The Star began making enquiries about McLachlin’s planned speech Thursday. Requests for comment sent directly to McLachlin, who had already left for the U.K., and sent through the Canadian court had not yet been answered. Nor had Cambridge University administration responded to requests for comment.

The event notice says it will be followed by a drinks reception, and a source speaking for background only said a lavish dinner usually follows.

In January 2015, McLachlin was in the majority of judges who significantly bolstered labour rights in this country in a pair of rulings; the first upheld the right of RCMP members to form a union, and the second constitutionalized the right of Saskatchewan public sector workers to strike as part of “meaningful” collective bargaining.

That ruling, called Saskatchewan Federation of Labour vs Saskatchewan, cited the Charter’s guarantee of freedom of association.
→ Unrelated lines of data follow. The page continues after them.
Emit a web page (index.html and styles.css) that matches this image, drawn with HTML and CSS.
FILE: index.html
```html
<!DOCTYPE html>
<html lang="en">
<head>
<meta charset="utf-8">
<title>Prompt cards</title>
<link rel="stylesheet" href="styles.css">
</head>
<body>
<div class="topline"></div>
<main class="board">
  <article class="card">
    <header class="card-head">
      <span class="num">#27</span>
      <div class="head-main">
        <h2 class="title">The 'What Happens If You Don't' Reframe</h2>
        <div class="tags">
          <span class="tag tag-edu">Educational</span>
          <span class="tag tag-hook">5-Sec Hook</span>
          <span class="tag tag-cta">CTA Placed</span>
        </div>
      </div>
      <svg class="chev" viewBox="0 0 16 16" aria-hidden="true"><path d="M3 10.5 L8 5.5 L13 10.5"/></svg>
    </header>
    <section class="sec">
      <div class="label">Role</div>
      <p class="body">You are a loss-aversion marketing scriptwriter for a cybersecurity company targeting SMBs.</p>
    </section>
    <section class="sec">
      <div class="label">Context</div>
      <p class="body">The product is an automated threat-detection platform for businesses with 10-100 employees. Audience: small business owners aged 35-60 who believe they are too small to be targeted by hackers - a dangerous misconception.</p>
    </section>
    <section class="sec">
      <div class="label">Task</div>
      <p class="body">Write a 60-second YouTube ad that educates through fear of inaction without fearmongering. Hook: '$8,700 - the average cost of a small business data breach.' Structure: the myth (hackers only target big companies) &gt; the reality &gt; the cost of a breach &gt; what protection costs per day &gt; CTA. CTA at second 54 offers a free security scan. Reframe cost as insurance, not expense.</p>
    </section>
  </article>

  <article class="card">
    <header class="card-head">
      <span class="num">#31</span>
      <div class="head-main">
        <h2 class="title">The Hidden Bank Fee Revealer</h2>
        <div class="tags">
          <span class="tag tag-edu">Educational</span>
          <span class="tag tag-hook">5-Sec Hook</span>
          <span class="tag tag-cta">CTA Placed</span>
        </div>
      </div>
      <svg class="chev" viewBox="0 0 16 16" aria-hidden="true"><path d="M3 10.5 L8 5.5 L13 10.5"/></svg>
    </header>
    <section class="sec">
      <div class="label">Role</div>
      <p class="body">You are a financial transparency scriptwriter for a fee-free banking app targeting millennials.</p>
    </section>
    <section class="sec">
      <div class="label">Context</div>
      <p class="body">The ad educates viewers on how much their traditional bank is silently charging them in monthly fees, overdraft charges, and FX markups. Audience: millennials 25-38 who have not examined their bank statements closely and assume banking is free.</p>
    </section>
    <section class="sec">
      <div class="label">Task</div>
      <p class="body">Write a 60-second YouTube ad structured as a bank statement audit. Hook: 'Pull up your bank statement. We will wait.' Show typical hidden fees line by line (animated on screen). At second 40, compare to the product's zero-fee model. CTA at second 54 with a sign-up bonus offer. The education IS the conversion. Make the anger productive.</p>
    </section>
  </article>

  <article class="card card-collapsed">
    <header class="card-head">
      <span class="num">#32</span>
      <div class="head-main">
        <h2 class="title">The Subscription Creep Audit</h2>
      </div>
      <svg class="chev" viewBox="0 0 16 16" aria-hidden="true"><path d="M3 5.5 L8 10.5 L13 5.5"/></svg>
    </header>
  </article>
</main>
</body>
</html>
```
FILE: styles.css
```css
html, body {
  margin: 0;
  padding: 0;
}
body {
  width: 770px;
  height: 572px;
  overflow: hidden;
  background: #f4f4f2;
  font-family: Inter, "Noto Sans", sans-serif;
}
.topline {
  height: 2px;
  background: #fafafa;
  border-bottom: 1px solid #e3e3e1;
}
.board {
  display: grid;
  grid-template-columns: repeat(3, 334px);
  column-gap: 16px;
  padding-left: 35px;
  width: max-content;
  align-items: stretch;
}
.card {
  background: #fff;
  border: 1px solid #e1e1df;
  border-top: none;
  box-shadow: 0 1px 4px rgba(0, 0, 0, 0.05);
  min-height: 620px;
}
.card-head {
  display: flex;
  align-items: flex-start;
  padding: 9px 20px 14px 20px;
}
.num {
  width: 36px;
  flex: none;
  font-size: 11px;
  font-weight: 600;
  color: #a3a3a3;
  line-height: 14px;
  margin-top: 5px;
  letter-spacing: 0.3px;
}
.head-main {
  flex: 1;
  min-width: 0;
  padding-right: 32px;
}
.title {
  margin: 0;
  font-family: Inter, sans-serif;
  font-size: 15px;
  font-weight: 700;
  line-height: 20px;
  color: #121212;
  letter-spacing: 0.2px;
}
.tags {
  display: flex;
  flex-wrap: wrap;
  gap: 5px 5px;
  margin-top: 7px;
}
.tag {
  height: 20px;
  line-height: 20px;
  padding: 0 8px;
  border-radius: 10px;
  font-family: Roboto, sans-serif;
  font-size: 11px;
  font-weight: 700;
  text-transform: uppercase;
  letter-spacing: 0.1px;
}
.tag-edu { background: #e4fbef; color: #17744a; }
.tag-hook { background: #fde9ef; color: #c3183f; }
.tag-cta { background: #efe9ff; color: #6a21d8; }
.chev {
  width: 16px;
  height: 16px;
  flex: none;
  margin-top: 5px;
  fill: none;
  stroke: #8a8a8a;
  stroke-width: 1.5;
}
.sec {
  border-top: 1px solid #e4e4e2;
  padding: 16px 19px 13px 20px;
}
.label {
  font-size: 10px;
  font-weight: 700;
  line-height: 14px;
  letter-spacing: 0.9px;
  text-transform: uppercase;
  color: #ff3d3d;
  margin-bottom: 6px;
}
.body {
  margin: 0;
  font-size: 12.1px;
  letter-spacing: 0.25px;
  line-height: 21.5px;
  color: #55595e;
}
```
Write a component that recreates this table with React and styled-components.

It said the right to strike is an “indispensable component” of collective bargaining.

“Where good faith negotiations break down, the ability to engage in the collective withdrawal of services is a necessary component of the process through which workers can continue to participate meaningfully in the pursuit of their collective workplace goals. This crucial role in collective bargaining is why the right to strike is constitutionally protected by (the Charter) s. 2 (d).”

Justices Marshall Rothstein, now retired, and Richard Wagner, McLachlin’s successor as chief justice, wrote a stinging dissent, saying courts should stay out of it.

“This court should not intrude into the policy development role of elected legislators by constitutionalizing the right to strike under the freedom of association guarantee,” they wrote.

“It is not the role of this court to transform all policy choices it deems worthy into constitutional imperatives. The exercise of judicial restraint is essential in ensuring that courts do not upset the balance by usurping the responsibilities of the legislative and executive branches.”